La herencia del caucho

El centro histórico de Iquitos también abarca otros destacados edificios. El antiguo Hotel Palace está en el Malecón Tarapaca, detrás de la Plaza de Armas y al borde del río. Se trata de un gran edifico que también representa los años de la fiebre del caucho, inaugurado en 1912 bajo la influencia modernista catalana y que alojó a acaudalados viajeros y comerciantes del siglo pasado. Su edificación contó con materiales traídos de Europa: mármol de Carrara, balcones de hierro de Alemania y azulejos de Sevilla son algunas de las huellas que los breves pero intensos treinta años de la industria del caucho dejaron; una influencia que también marcó la Casa Cohen, construida por un europeo judío en 1905 que comenzó a exportar caucho y participó en la burbuja del material y que actualmente es otro de los símbolos de aquel esplendor.

A pesar de la conservación de algunos edificios, las fachadas de azulejos que también marcaron un estilo durante aquel apogeo han sufrido las penurias de los años y el clima tropical. Los azulejos, españoles y portugueses, fueron una marca identificativa de una ciudad que en 1898 mantenía una línea directa de barco con Liverpool. Hacia 1914 el negocio del caucho se movió al sudeste asiático y la ciudad entró en un olvido que resucitó tres décadas después cuando se comenzó a explotar petróleo en la zona. Una manera de regresar a ese pasado es una visita al Museo Amazónico, a muy pocos pasos del viejo Palace y que, aunque con apenas dos décadas, el edificio que lo alberga se levantó en 1868. Así, una muestra permanente de fotografía recuerda el esplendor de la industria que llevó al desenfreno de Iquitos, pero el recorrido comienza mucho más atrás, con las culturas originarias que aún resisten a pesar de los años. Las 80 esculturas de vidrio que representan las etnias amazónicas son su mayor homenaje.

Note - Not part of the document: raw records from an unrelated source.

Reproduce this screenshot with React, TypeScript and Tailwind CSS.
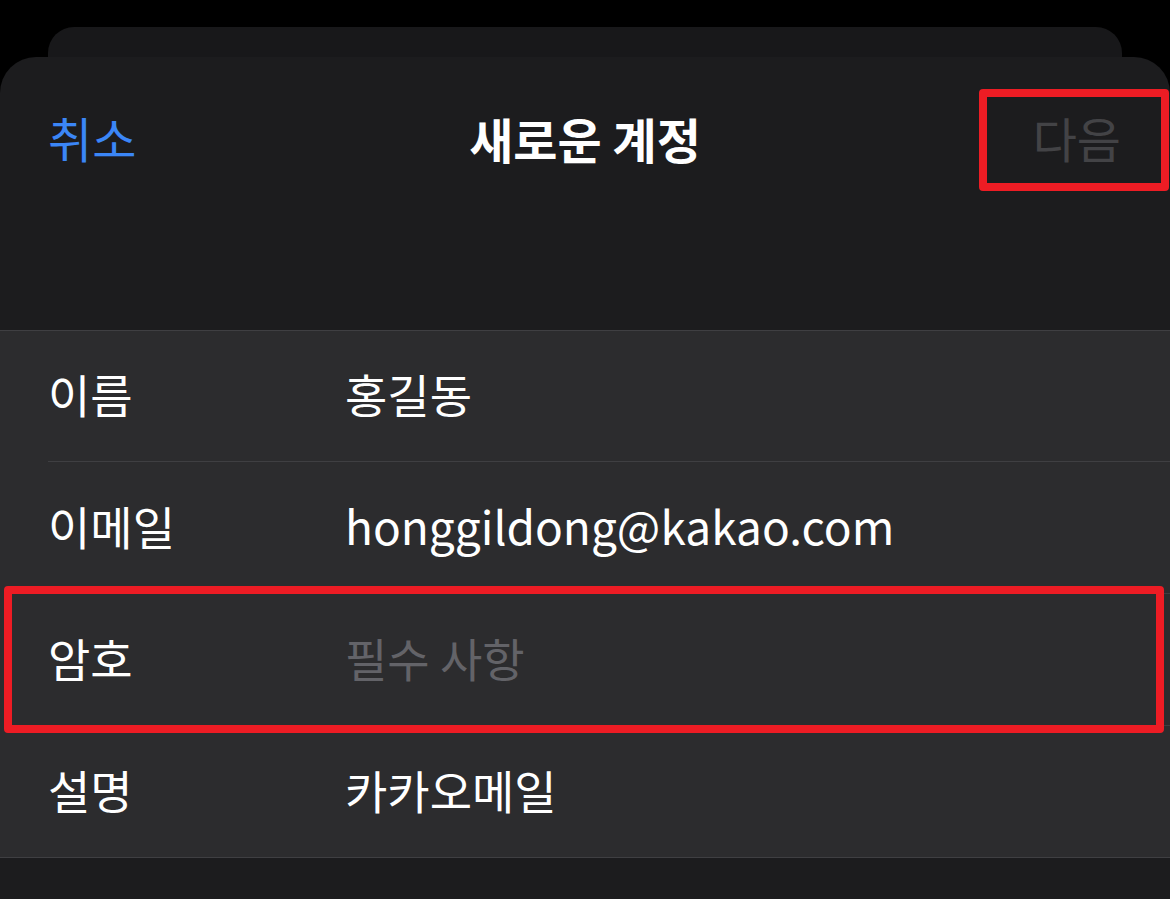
import React from "react";

const font = { fontFamily: '"Noto Sans CJK KR", "Noto Sans", sans-serif' };

function Row({ label, value, placeholder, last, h }: { label: string; value: string; placeholder?: boolean; last?: boolean; h: string }) {
  return (
    <div className="pl-[48px] bg-[#2c2c2e]">
      <div className={`flex items-center pb-[6px] ${h} ${last ? "" : "border-b border-[#3f3f42]"}`}>
        <div className="w-[297px] text-[46px] text-white leading-none">{label}</div>
        <div className={`text-[46px] leading-none ${placeholder ? "text-[#636368]" : "text-white"}`}>{value}</div>
      </div>
    </div>
  );
}

export default function App() {
  return (
    <div className="relative h-[899px] w-[1170px] bg-black overflow-hidden flex flex-col pt-[27px]" style={font}>
      <div className="ml-[48px] w-[1074px] h-[30px] rounded-t-[26px] bg-[#18181a]" />
      <div className="flex-1 rounded-t-[36px] bg-[#1c1c1e] flex flex-col">
        <div className="h-[273px]">
          <div className="relative h-[166px] flex items-center justify-between pl-[48px] pr-[49px] pb-[6px]">
            <span className="text-[48px] leading-none text-[#3b86f7]">취소</span>
            <span className="absolute left-0 right-0 top-[57px] text-center text-[48px] leading-none font-bold text-white pointer-events-none">새로운 계정</span>
            <span className="text-[48px] leading-none text-[#434346]">다음</span>
          </div>
        </div>
        <div className="border-t border-[#3f3f42]">
          <Row h="h-[131px]" label="이름" value="홍길동" />
          <Row h="h-[132px]" label="이메일" value="honggildong@kakao.com" />
          <Row h="h-[132px]" label="암호" value="필수 사항" placeholder />
          <Row h="h-[131px]" label="설명" value="카카오메일" last />
        </div>
        <div className="border-t border-[#3f3f42] flex-1" />
      </div>
      <div className="absolute left-[979px] top-[89px] w-[190px] h-[102px] border-[8px] border-[#ed1c24] rounded-[4px]" />
      <div className="absolute left-[4px] top-[586px] w-[1160px] h-[147px] border-[8px] border-[#ed1c24] rounded-[4px]" />
    </div>
  );
}
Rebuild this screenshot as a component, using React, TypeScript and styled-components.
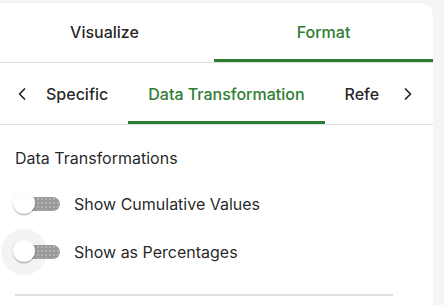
import { useState } from "react";
import styled, { createGlobalStyle } from "styled-components";
import { ChevronLeft, ChevronRight } from "lucide-react";

const GlobalStyle = createGlobalStyle`
  html, body {
    margin: 0;
    padding: 0;
    background: #f5f5f5;
    font-family: Inter, "Noto Sans", sans-serif;
    color: rgba(0, 0, 0, 0.87);
    overflow: hidden;
  }
  * {
    box-sizing: border-box;
  }
`;

const Page = styled.div`
  width: 444px;
  height: 305px;
  padding-top: 3px;
  overflow: hidden;
`;

const Panel = styled.div`
  width: 438px;
  height: 320px;
  margin-left: -5px;
  background: #ffffff;
  border-top-right-radius: 12px;
  box-shadow: 0 0 2px rgba(0, 0, 0, 0.04);
  display: flex;
  flex-direction: column;
`;

const MainTabs = styled.div`
  display: grid;
  grid-template-columns: 1fr 1fr;
  border-bottom: 1px solid #e0e0e0;
`;

const MainTab = styled.button<{ $active?: boolean }>`
  height: 59px;
  border: none;
  background: transparent;
  font-family: inherit;
  font-size: 16px;
  font-weight: 500;
  padding: 1px 0 0;
  color: ${(p) => (p.$active ? "#2e7d32" : "rgba(0, 0, 0, 0.87)")};
  border-bottom: 3px solid ${(p) => (p.$active ? "#2e7d32" : "transparent")};
  cursor: pointer;
`;

const SubTabBar = styled.div`
  display: flex;
  align-items: stretch;
  height: 62px;
  border-bottom: 1px solid #e0e0e0;
`;

const ScrollButton = styled.button<{ $width: number; $shift: number }>`
  flex: 0 0 ${(p) => p.$width}px;
  display: flex;
  align-items: center;
  justify-content: center;
  border: none;
  background: transparent;
  padding: 1px 0 0 ${(p) => p.$shift}px;
  color: rgba(0, 0, 0, 0.87);
  cursor: pointer;
`;

const Viewport = styled.div`
  flex: 1;
  overflow: hidden;
  display: flex;
`;

const Strip = styled.div`
  display: flex;
  margin-left: -12px;
  flex-shrink: 0;
`;

const SubTab = styled.button<{ $active?: boolean }>`
  flex-shrink: 0;
  border: none;
  background: transparent;
  padding: 3px 20px 0;
  font-family: inherit;
  font-size: 16px;
  font-weight: 500;
  white-space: nowrap;
  color: ${(p) => (p.$active ? "#2e7d32" : "rgba(0, 0, 0, 0.87)")};
  border-bottom: 3px solid ${(p) => (p.$active ? "#2e7d32" : "transparent")};
  cursor: pointer;
`;

const Content = styled.div`
  padding: 21px 40px 0 20px;
  display: flex;
  flex-direction: column;
`;

const Heading = styled.div`
  font-size: 16px;
  line-height: 24px;
  margin-bottom: 10px;
`;

const Row = styled.label`
  display: flex;
  align-items: center;
  height: 48px;
  cursor: pointer;
`;

const SwitchRoot = styled.span`
  position: relative;
  flex: 0 0 45px;
  height: 48px;
`;

const Halo = styled.span`
  position: absolute;
  left: -14px;
  top: 1px;
  width: 46px;
  height: 46px;
  border-radius: 50%;
  background: #f3f3f3;
`;

const Track = styled.span`
  position: absolute;
  left: 1px;
  top: 17px;
  width: 44px;
  height: 14px;
  border-radius: 7px;
  background-color: #9a9a9a;
  background-image: radial-gradient(
    rgba(255, 255, 255, 0.25) 0.7px,
    transparent 0.9px
  );
  background-size: 4px 4px;
`;

const Thumb = styled.span<{ $on: boolean }>`
  position: absolute;
  left: ${(p) => (p.$on ? "24px" : "-2px")};
  top: 12px;
  width: 22px;
  height: 22px;
  border-radius: 50%;
  background: ${(p) => (p.$on ? "#2e7d32" : "#ffffff")};
  box-shadow: 0 2px 1px -1px rgba(0, 0, 0, 0.2), 0 1px 1px rgba(0, 0, 0, 0.14),
    0 1px 3px rgba(0, 0, 0, 0.12);
  transition: left 0.15s;
`;

const Label = styled.span`
  margin-left: 14px;
  font-size: 16px;
  line-height: 24px;
`;

const Divider = styled.hr`
  border: none;
  border-top: 2px solid #e0e0e0;
  margin: 18px 0 0 0;
`;

const subTabs = ["Specific", "Data Transformation", "Reference Lines"];

type ToggleProps = {
  label: string;
  focused?: boolean;
};

const Toggle = ({ label, focused }: ToggleProps) => {
  const [on, setOn] = useState(false);
  return (
    <Row onClick={() => setOn(!on)}>
      <SwitchRoot>
        {focused && <Halo />}
        <Track />
        <Thumb $on={on} />
      </SwitchRoot>
      <Label>{label}</Label>
    </Row>
  );
};

export default function App() {
  const [tab, setTab] = useState("Format");
  const [sub, setSub] = useState("Data Transformation");

  return (
    <Page>
      <GlobalStyle />
      <Panel>
        <MainTabs>
          {["Visualize", "Format"].map((t) => (
            <MainTab key={t} $active={tab === t} onClick={() => setTab(t)}>
              {t}
            </MainTab>
          ))}
        </MainTabs>
        <SubTabBar>
          <ScrollButton $width={43} $shift={10}>
            <ChevronLeft size={20} strokeWidth={2} />
          </ScrollButton>
          <Viewport>
            <Strip>
              {subTabs.map((t) => (
                <SubTab key={t} $active={sub === t} onClick={() => setSub(t)}>
                  {t}
                </SubTab>
              ))}
            </Strip>
          </Viewport>
          <ScrollButton $width={54} $shift={4}>
            <ChevronRight size={20} strokeWidth={2} />
          </ScrollButton>
        </SubTabBar>
        <Content>
          <Heading>Data Transformations</Heading>
          <Toggle label="Show Cumulative Values" />
          <Toggle label="Show as Percentages" focused />
          <Divider />
        </Content>
      </Panel>
    </Page>
  );
}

Varias de esas comunidades que viven en los alrededores se pueden visitar. Apostadas a la orilla de los ríos o en lugares profundos, su cultura poco tiene que ver con la herencia europea que hizo crecer a Iquitos desde que tres buques llegaran en 1860 con las piezas para instalar la Factoría Naval. Pero esas expresiones culturales no están cerradas únicamente a comunidades apartadas como los cocamas, los witotos, los ticuna o los yaguas. Muchos viajeros llegan aquí buscando experiencias místicas conservadas en la sabiduría ancestral de los indígenas, desde ceremonias religiosas hasta ingestas de pócimas visionarias como la ayahuasca.

A la mayoría de los atractivos turísticos de la ciudad se puede llegar a pie o en cualquiera del enjambre de mototaxis que atiborran la ciudad. A los pueblos de Nina Rumi o Llanchama, algo apartados de la ciudad y a orillas del río Nanay, se puede llegar con este medio de transporte para, después, recorrer los alrededores, donde encontraremos la vida local sin la invasión masiva del turismo. Otros lugares, como el complejo de la laguna Quistococha, 14 kilómetros al sur de la ciudad, también son destinos habituales. Una playa acondicionada sirve como reclamo de un entorno protegido y formado por una amplia variedad de vegetación y aves, además de un zoológico con 70 especies rescatadas.

Pura esencia amazónica en el mercado de Belén

Al barrio de Belén, en Iquitos, diez calles de la Plaza de Armas de distancia, se recomienda llegar en mototaxi y al amanecer. Se trata de un barrio humilde que en época de lluvias está totalmente anegado por el río Itaya y donde la población se mueve en barca. Las casas están construidas sobre plataformas o pilares de madera que suben o bajan al ritmo de las aguas hasta quedarse, en la temporada seca, a ras del suelo. Un paseo en una de las barcas con un guía local, generalmente chicos del barrio que esperan en el muelle buscando turistas, aporta una idea de la rutina del barrio en el que hay escuelas, bares, tiendas y viviendas. Pero, sin duda, el mercado de Belén es uno de los iconos más populares de todo el Amazonas, ya que a medio camino de la Plaza de Armas y el barrio de Belén concentra un sinfín de productos amazónicos en el que se respira la cultura popular. Aquí, al contrario que muchos otros mercados, se sigue manteniendo una esencia auténtica. En este recorrido de una mañana asfixiante por los 1.500 metros cuadrados de puestos y comida cuesta moverse entre la multitud. Según un periódico local, todos los días se juntan más de 150 comunidades nativas para vender una variedad de productos que ronda los 400, la inmensa mayoría de la zona y -huelga decir- totalmente naturales. Las frutas, vegetales, carnes, animales vivos o pescados amazónicos, algunos crudos, otros humeantes, generan un aroma único e impactante en el ambiente y un recuerdo imborrable. Este mercado, uno de los más singulares de todo el país, es una manifestación de la diversidad no solo de Perú sino de una selva que sigue siendo, en gran medida, un foco donde se conserva esa vieja y resistente sabiduría indígena. Un buen final de viaje.